Prosecutors are to reconsider a decision not to bring criminal charges in the case of Jimmy Mubenga after an inquest jury found the father-of-five was unlawfully killed as he was deported from Britain.
Mr Mubenga died in hospital after security guards on a British Airways flight to his native Angola noticed the 46-year-old was not breathing.
The 46-year-old died later in hospital after the plane was stopped on the runway at Heathrow Airport to seek urgent medical care.
An inquest jury of seven men and three women at Isleworth Crown Court in west London recorded a majority verdict of nine to one of unlawful killing after four days of deliberations following an eight-week hearing.

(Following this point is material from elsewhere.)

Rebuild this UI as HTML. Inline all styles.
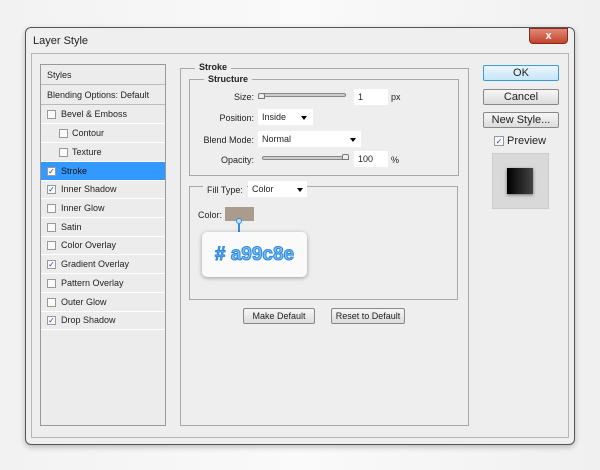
<!DOCTYPE html>
<html><head><style>
*{margin:0;padding:0;box-sizing:border-box}
body{width:600px;height:470px;background:linear-gradient(90deg,#f2f2f2,#fafafa 50%,#f0f0f0);font-family:"Liberation Sans",sans-serif;font-size:9px;color:#222;position:relative;overflow:hidden}
.a{position:absolute}
.dlg{left:25px;top:27px;width:550px;height:418px;background:#efefef;border:1px solid #555;border-radius:6px;box-shadow:0 2px 6px rgba(0,0,0,.25)}
.in{left:31px;top:53px;width:538px;height:385px;border:1px solid #b5b5b5;background:#eeeeee}
.list{left:40px;top:64px;width:126px;height:362px;border:1px solid #999;background:#ececec}
.row{position:absolute;left:0;width:124px;height:19px;border-bottom:1px solid #fff;line-height:18px}
.cb{position:absolute;width:9px;height:9px;border:1px solid #999;background:#fafafa;top:5px;font-size:8px;line-height:7px;color:#2a3f9a;text-align:center}
.grp{border:1px solid #a8a8a8}
.lab{position:absolute;background:#eeeeee;padding:0 4px;font-weight:bold}
.btn{position:absolute;border:1px solid #888;border-radius:2px;background:linear-gradient(#f6f6f6,#dcdcdc);text-align:center;font-size:10px;line-height:14px}
.inp{position:absolute;background:#fff;height:16px;line-height:16px;padding-left:4px}
.sl{position:absolute;height:4px;border:1px solid #888;background:#ccc;border-radius:2px}
.tri{position:absolute;width:0;height:0;border-left:3px solid transparent;border-right:3px solid transparent;border-top:4px solid #000}
.r{position:absolute;text-align:right}
</style></head><body>
<div class="a dlg"></div>
<div class="a" style="left:33px;top:35px;font-size:11px">Layer Style</div>
<div class="a" style="left:529px;top:28px;width:39px;height:16px;background:linear-gradient(#e08a78,#c4432b);border:1px solid #8a2a1a;border-radius:0 0 4px 4px;color:#fff;text-align:center;font-size:11px;font-weight:bold;line-height:14px">x</div>
<div class="a in"></div>
<div class="a list">
<div class="row" style="top:0;height:20px;border-bottom:1px solid #bbb;padding-left:6px;line-height:20px">Styles</div>
<div class="row" style="top:20px;height:20px;border-bottom:1px solid #bbb;padding-left:6px;line-height:20px">Blending Options: Default</div>
<div class="row" style="top:40px"><span class="cb" style="left:6px"></span><span style="position:absolute;left:20px">Bevel &amp; Emboss</span></div>
<div class="row" style="top:59px"><span class="cb" style="left:18px"></span><span style="position:absolute;left:31px">Contour</span></div>
<div class="row" style="top:78px"><span class="cb" style="left:18px"></span><span style="position:absolute;left:31px">Texture</span></div>
<div class="row" style="top:97px;background:#3399ff;color:#111"><span class="cb" style="left:6px">✓</span><span style="position:absolute;left:20px">Stroke</span></div>
<div class="row" style="top:115px"><span class="cb" style="left:6px">✓</span><span style="position:absolute;left:20px">Inner Shadow</span></div>
<div class="row" style="top:134px"><span class="cb" style="left:6px"></span><span style="position:absolute;left:20px">Inner Glow</span></div>
<div class="row" style="top:153px"><span class="cb" style="left:6px"></span><span style="position:absolute;left:20px">Satin</span></div>
<div class="row" style="top:171px"><span class="cb" style="left:6px"></span><span style="position:absolute;left:20px">Color Overlay</span></div>
<div class="row" style="top:190px"><span class="cb" style="left:6px">✓</span><span style="position:absolute;left:20px">Gradient Overlay</span></div>
<div class="row" style="top:209px"><span class="cb" style="left:6px"></span><span style="position:absolute;left:20px">Pattern Overlay</span></div>
<div class="row" style="top:228px"><span class="cb" style="left:6px"></span><span style="position:absolute;left:20px">Outer Glow</span></div>
<div class="row" style="top:246px"><span class="cb" style="left:6px">✓</span><span style="position:absolute;left:20px">Drop Shadow</span></div>
</div>
<div class="a grp" style="left:180px;top:68px;width:289px;height:358px"></div>
<div class="lab" style="left:195px;top:62px">Stroke</div>
<div class="a grp" style="left:189px;top:79px;width:270px;height:97px"></div>
<div class="lab" style="left:204px;top:74px">Structure</div>
<div class="r" style="left:200px;top:92px;width:54px">Size:</div>
<div class="sl" style="left:262px;top:93px;width:84px"></div>
<div class="a" style="left:258px;top:93px;width:7px;height:6px;border:1px solid #777;background:#eee;border-radius:2px 2px 0 0"></div>
<div class="inp" style="left:354px;top:89px;width:34px">1</div>
<div class="a" style="left:391px;top:92px">px</div>
<div class="r" style="left:200px;top:113px;width:54px">Position:</div>
<div class="inp" style="left:258px;top:109px;width:55px">Inside</div><div class="tri" style="left:301px;top:116px"></div>
<div class="r" style="left:190px;top:135px;width:64px">Blend Mode:</div>
<div class="inp" style="left:258px;top:131px;width:103px">Normal</div><div class="tri" style="left:350px;top:138px"></div>
<div class="r" style="left:200px;top:155px;width:54px">Opacity:</div>
<div class="sl" style="left:262px;top:156px;width:84px"></div>
<div class="a" style="left:342px;top:154px;width:7px;height:6px;border:1px solid #777;background:#eee;border-radius:2px 2px 0 0"></div>
<div class="inp" style="left:354px;top:151px;width:34px">100</div>
<div class="a" style="left:391px;top:155px">%</div>
<div class="a grp" style="left:189px;top:186px;width:269px;height:114px"></div>
<div class="lab" style="left:203px;top:185px;font-weight:normal">Fill Type:</div>
<div class="inp" style="left:248px;top:181px;width:59px">Color</div><div class="tri" style="left:297px;top:188px"></div>
<div class="a" style="left:198px;top:210px">Color:</div>
<div class="a" style="left:225px;top:207px;width:29px;height:14px;background:#a99c8e"></div>
<div class="a" style="left:236px;top:218px;width:6px;height:6px;border:1.5px solid #2e8fe6;border-radius:50%;background:#bfe0ff"></div>
<div class="a" style="left:238px;top:224px;width:2px;height:8px;background:#2e8fe6"></div>
<div class="a" style="left:202px;top:232px;width:105px;height:45px;background:#fafafa;border-radius:5px;box-shadow:0 1px 4px rgba(0,0,0,.35);text-align:center;line-height:45px;font-size:19px;font-weight:bold;color:#7ec0f4;-webkit-text-stroke:1px #2a86dc">#&nbsp;a99c8e</div>
<div class="btn" style="left:243px;top:308px;width:72px;height:16px;font-size:9px">Make Default</div>
<div class="btn" style="left:331px;top:308px;width:74px;height:16px;font-size:9px">Reset to Default</div>
<div class="btn" style="left:483px;top:65px;width:76px;height:16px;border-color:#3c9ad6;background:linear-gradient(#eaf6fd,#c6e6f9);font-size:11px">OK</div>
<div class="btn" style="left:483px;top:89px;width:76px;height:16px;font-size:11px">Cancel</div>
<div class="btn" style="left:483px;top:112px;width:76px;height:16px;font-size:11px">New Style...</div>
<div class="cb" style="left:494px;top:136px;width:10px;height:10px;line-height:9px">✓</div>
<div class="a" style="left:507px;top:135px;font-size:11px">Preview</div>
<div class="a" style="left:492px;top:153px;width:57px;height:56px;background:#d9d9d9;border:1px solid #ccc"></div>
<div class="a" style="left:507px;top:168px;width:26px;height:26px;background:linear-gradient(90deg,#000,#444);box-shadow:0 1px 3px rgba(0,0,0,.5)"></div>
</body></html>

After the verdict, a Crown Prosecution Service spokesman said: "Following this verdict, we will consider our original decision in light of any new evidence or information from the inquest, including any conclusions reached by the jury."
Three G4S guards - Terence Hughes, Stuart Tribelnig and Colin Kaler - accompanied Mr Mubenga on the flight in October 2010, but said he was restrained when he attacked one of the guards soon after boarding the plane.
Mubenga died of cardio-respiratory collapse, where the heart stops beating and a person stops breathing, the inquest found.
Other passengers on board the flight said they heard Mubenga wailing for help after saying he could not breathe, with one of the guards apparently replying: "Yes, you can."
No charges have ever been brought against the security guards, despite Mr Mubenga's widow claiming that somebody ought to be held responsible for his death.
The Angolan was being deported after serving a prison sentence for assault.
Mubenga and his wife, Adrienne Makenda Kambana, had been living in Ilford, east London, after arriving in the UK from Angola in 1994.
He was in the process of applying for permission to stay in the country permanently when it was decided he should be deported after serving two years in jail for assault occasioning actual bodily harm.
Returning the verdict of unlawful killing, the jury foreman said: "Based on the evidence we have heard, we have found Mr Mubenga was pushed or held down by one or more of the guards.
"We find that this was unreasonable force.
"The guards would have known that they would have caused harm to Mr Mubenga, if not serious harm."